Tokyo stocks closed at a fresh 15-year high Wednesday on a weaker yen and solid Japanese growth data, but auto parts giant Takata tumbled after a recall of US cars with potentially deadly airbags was widened. The Nikkei 225 index at the Tokyo Stock Exchange climbed 0.85 percent, or 170.18 points, to 20,196.56, its best finish since April 2000, while the Topix index of all first-section shares gained 0.62 percent, or 10.07 points, to 1,643.40.
Japan's main stock market got a lift as data showed the world's number three economy grew 0.6 percent in the first quarter after limping out of recession in the previous three months. The latest result was better than a revised 0.3 percent expansion in the final quarter of 2014 and beat the market median forecast of a 0.4 percent on-quarter increase.
"The January-March (gross domestic product) growth data were good... and buoyed sentiment," said Takuya Takahashi, senior strategist at Daiwa Securities. "Corporate earnings for the fiscal year to March were (also) generally good and many companies took measures to return surplus to shareholders," he added, referring to share buybacks and dividend hikes.

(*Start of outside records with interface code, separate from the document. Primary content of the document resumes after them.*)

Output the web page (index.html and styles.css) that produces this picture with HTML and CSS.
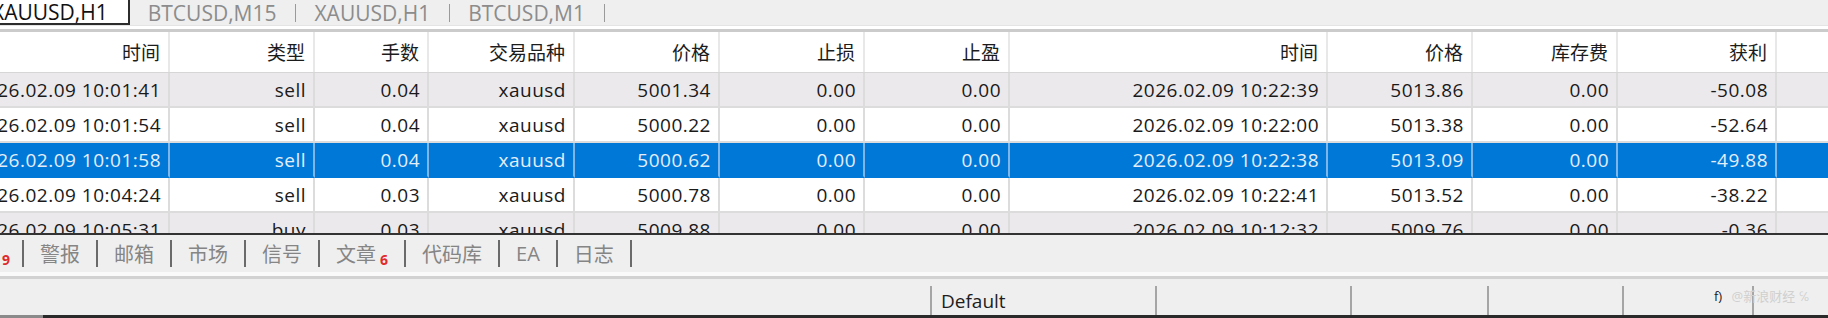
FILE: index.html
```html
<!DOCTYPE html>
<html lang="zh-CN">

<head>
    <meta charset="UTF-8">
    <meta name="viewport" content="width=device-width, initial-scale=1.0">
    <title>交易历史</title>
    <link rel="stylesheet" href="styles.css">
</head>

<body>

    <!-- Pestañas de gráficos -->
    <div class="chart-tabs">
        <span class="chart-tab active">XAUUSD,H1</span>
        <span class="chart-tab">BTCUSD,M15</span>
        <span class="tab-sep"></span>
        <span class="chart-tab">XAUUSD,H1</span>
        <span class="tab-sep"></span>
        <span class="chart-tab">BTCUSD,M1</span>
        <span class="tab-sep"></span>
    </div>
    <div class="edge"></div>

    <!-- Historial -->
    <div class="grid-wrap">
        <div class="grid">
            <div class="row head">
                <div class="cell">时间</div>
                <div class="cell">类型</div>
                <div class="cell">手数</div>
                <div class="cell">交易品种</div>
                <div class="cell">价格</div>
                <div class="cell">止损</div>
                <div class="cell">止盈</div>
                <div class="cell">时间</div>
                <div class="cell">价格</div>
                <div class="cell">库存费</div>
                <div class="cell">获利</div>
                <div class="cell"></div>
            </div>
            <div class="row odd">
                <div class="cell">2026.02.09 10:01:41</div>
                <div class="cell">sell</div>
                <div class="cell">0.04</div>
                <div class="cell">xauusd</div>
                <div class="cell">5001.34</div>
                <div class="cell">0.00</div>
                <div class="cell">0.00</div>
                <div class="cell">2026.02.09 10:22:39</div>
                <div class="cell">5013.86</div>
                <div class="cell">0.00</div>
                <div class="cell">-50.08</div>
                <div class="cell"></div>
            </div>
            <div class="row">
                <div class="cell">2026.02.09 10:01:54</div>
                <div class="cell">sell</div>
                <div class="cell">0.04</div>
                <div class="cell">xauusd</div>
                <div class="cell">5000.22</div>
                <div class="cell">0.00</div>
                <div class="cell">0.00</div>
                <div class="cell">2026.02.09 10:22:00</div>
                <div class="cell">5013.38</div>
                <div class="cell">0.00</div>
                <div class="cell">-52.64</div>
                <div class="cell"></div>
            </div>
            <div class="row selected">
                <div class="cell">2026.02.09 10:01:58</div>
                <div class="cell">sell</div>
                <div class="cell">0.04</div>
                <div class="cell">xauusd</div>
                <div class="cell">5000.62</div>
                <div class="cell">0.00</div>
                <div class="cell">0.00</div>
                <div class="cell">2026.02.09 10:22:38</div>
                <div class="cell">5013.09</div>
                <div class="cell">0.00</div>
                <div class="cell">-49.88</div>
                <div class="cell"></div>
            </div>
            <div class="row">
                <div class="cell">2026.02.09 10:04:24</div>
                <div class="cell">sell</div>
                <div class="cell">0.03</div>
                <div class="cell">xauusd</div>
                <div class="cell">5000.78</div>
                <div class="cell">0.00</div>
                <div class="cell">0.00</div>
                <div class="cell">2026.02.09 10:22:41</div>
                <div class="cell">5013.52</div>
                <div class="cell">0.00</div>
                <div class="cell">-38.22</div>
                <div class="cell"></div>
            </div>
            <div class="row odd">
                <div class="cell">2026.02.09 10:05:31</div>
                <div class="cell">buy</div>
                <div class="cell">0.03</div>
                <div class="cell">xauusd</div>
                <div class="cell">5009.88</div>
                <div class="cell">0.00</div>
                <div class="cell">0.00</div>
                <div class="cell">2026.02.09 10:12:32</div>
                <div class="cell">5009.76</div>
                <div class="cell">0.00</div>
                <div class="cell">-0.36</div>
                <div class="cell"></div>
            </div>
        </div>
    </div>

    <!-- Pestañas inferiores -->
    <div class="panel-tabs">
        <span class="panel-tab first">历史<b class="badge">9</b></span>
        <span class="panel-tab">警报</span>
        <span class="panel-tab">邮箱</span>
        <span class="panel-tab">市场</span>
        <span class="panel-tab">信号</span>
        <span class="panel-tab">文章<b class="badge">6</b></span>
        <span class="panel-tab">代码库</span>
        <span class="panel-tab">EA</span>
        <span class="panel-tab">日志</span>
    </div>
    <div class="edge-bottom"></div>

    <!-- Barra de estado -->
    <div class="status">
        <div class="status-cell wide"></div>
        <div class="status-cell profile">Default</div>
        <div class="status-cell w195"></div>
        <div class="status-cell w137"></div>
        <div class="status-cell w135"></div>
        <div class="status-cell w130"></div>
        <div class="status-cell"></div>
        <span class="watermark"><i>f)</i> @新浪财经 ℅</span>
    </div>
    <div class="taskbar"><span class="taskbar-start"></span></div>

</body>

</html>
```

FILE: styles.css
```css
body {
    margin: 0;
    width: 1828px;
    height: 318px;
    overflow: hidden;
    background-color: #efefef;
    color: #1a1a1a;
    font-family: "Open Sans", "Noto Sans CJK SC", sans-serif;
}

/* Pestañas de gráficos */
.chart-tabs {
    display: flex;
    align-items: center;
    height: 25px;
    margin-left: -30px;
}

.chart-tab {
    display: flex;
    align-items: center;
    height: 25px;
    padding: 0 19px 0 18px;
    box-sizing: border-box;
    font-size: 21px;
    color: #8c8c8c;
    white-space: nowrap;
}

.chart-tab.active {
    padding: 0 20px;
    background: #fff;
    color: #111;
    border: 2px solid #2c2c2c;
    border-top: none;
}

.tab-sep {
    width: 1px;
    height: 18px;
    background: #9a9a9a;
}

.edge {
    height: 3px;
    background: #fff;
    border-top: 1px solid #e4e4e4;
    border-bottom: 3px solid #cbcbcb;
}

/* Historial */
.grid-wrap {
    height: 201px;
    overflow: hidden;
    background: #fff;
}

.grid {
    margin-left: -41px;
}

.row {
    display: grid;
    grid-template-columns: 211px 145px 114px 146px 145px 145px 145px 318px 145px 145px 159px 80px;
    height: 35px;
    background: #fff;
    font-size: 19px;
    letter-spacing: 0.5px;
}

.row.odd {
    background: #ece9ed;
}

.row.head {
    height: 41px;
    background: #fff;
    border-bottom: 1px solid #d6d6d6;
    box-sizing: border-box;
    color: #1c1c1c;
    letter-spacing: 0;
}

.cell {
    display: flex;
    align-items: center;
    justify-content: flex-end;
    padding-right: 7px;
    border-right: 2px solid #dcdcdc;
    border-bottom: 2px solid #dcdcdc;
    box-sizing: border-box;
    white-space: nowrap;
    overflow: hidden;
}

.row.head .cell {
    border-bottom: none;
    border-right-color: #e8e8e8;
    padding-right: 8px;
}

.row.selected {
    background: #0078d7;
    color: #e4eefa;
}

.row.selected .cell {
    border-right-color: #7fb6ea;
    border-bottom-color: #0078d7;
}

/* Pestañas inferiores */
.panel-tabs {
    display: flex;
    align-items: center;
    height: 37px;
    border-top: 2px solid #333;
    margin-left: -58px;
}

.panel-tab {
    display: flex;
    align-items: center;
    height: 27px;
    padding: 0 16px;
    border-right: 2px solid #6a6a6a;
    font-size: 20px;
    color: #858585;
    white-space: nowrap;
}

.panel-tab.first {
    padding-right: 12px;
}

.badge {
    align-self: flex-end;
    margin-left: 4px;
    font-size: 14px;
    line-height: 14px;
    color: #e02b2b;
}

.edge-bottom {
    height: 4px;
    background: #fafafa;
    border-bottom: 3px solid #d2d2d2;
}

/* Barra de estado */
.status {
    position: relative;
    display: flex;
    align-items: flex-end;
    height: 36px;
}

.status-cell {
    display: flex;
    align-items: center;
    height: 29px;
    padding-left: 9px;
    border-right: 2px solid #a5a5a5;
    box-sizing: border-box;
    font-size: 19px;
    color: #1e1e1e;
}

.status-cell.wide {
    width: 932px;
}

.status-cell.profile {
    width: 225px;
}

.w195 {
    width: 195px;
}

.w137 {
    width: 137px;
}

.w135 {
    width: 135px;
}

.w130 {
    width: 130px;
}

.status-cell:last-of-type {
    border-right: none;
}

.watermark {
    position: absolute;
    left: 1714px;
    top: 7px;
    font-size: 13px;
    color: #d0d0d0;
    white-space: nowrap;
}

.watermark i {
    font-style: normal;
    color: #222;
    margin-right: 6px;
}

.taskbar {
    height: 3px;
    background: #2a2a2a;
}

.taskbar-start {
    display: block;
    width: 43px;
    height: 3px;
    background: #8a8a8a;
}
```
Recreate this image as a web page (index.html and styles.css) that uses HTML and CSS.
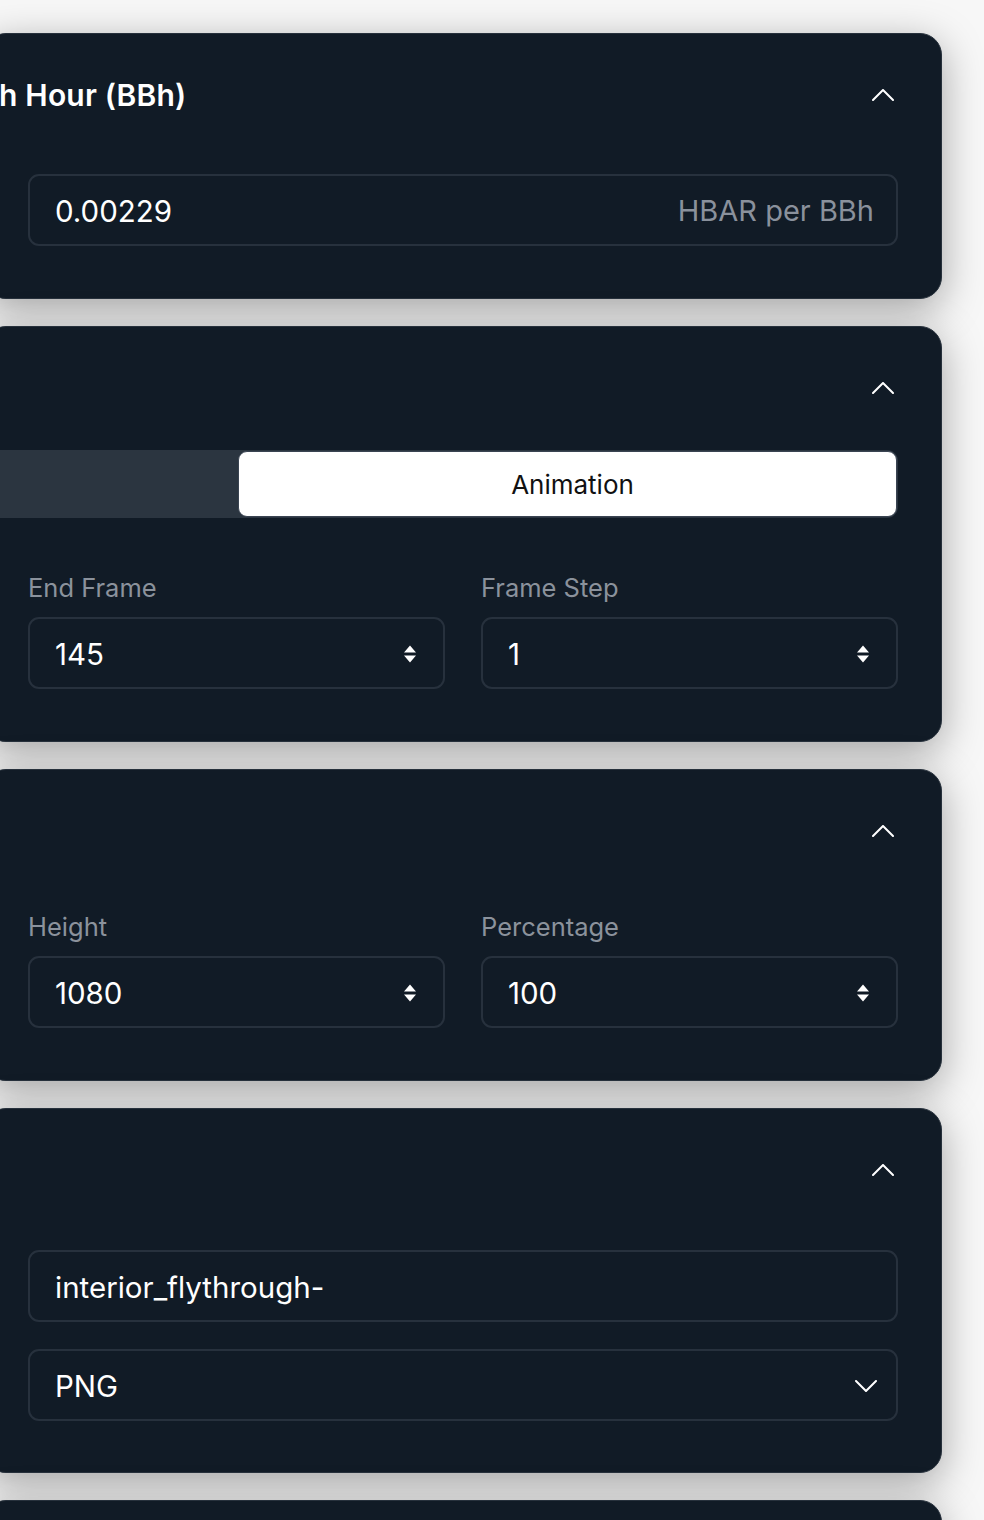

The falling yen also lifted investor sentiment towards Japanese exporters, whose profitability benefits from the weaker currency. The dollar rallied Tuesday on the European Central Bank's plan to step up asset purchases under its massive stimulus programme and strong US housing data. In forex markets, the dollar bought 120.91 yen, up from 120.68 yen in New York and well above 119.94 yen in Tokyo earlier Tuesday.
Takata plunged 10.21 percent to 1,353 yen, after it agreed to double the recall of US cars with potentially deadly airbags to a record of nearly 34 million. Toyota rose 0.49 percent to 8,405 yen, and brokerage Nomura was up 1.08 percent at 810 yen.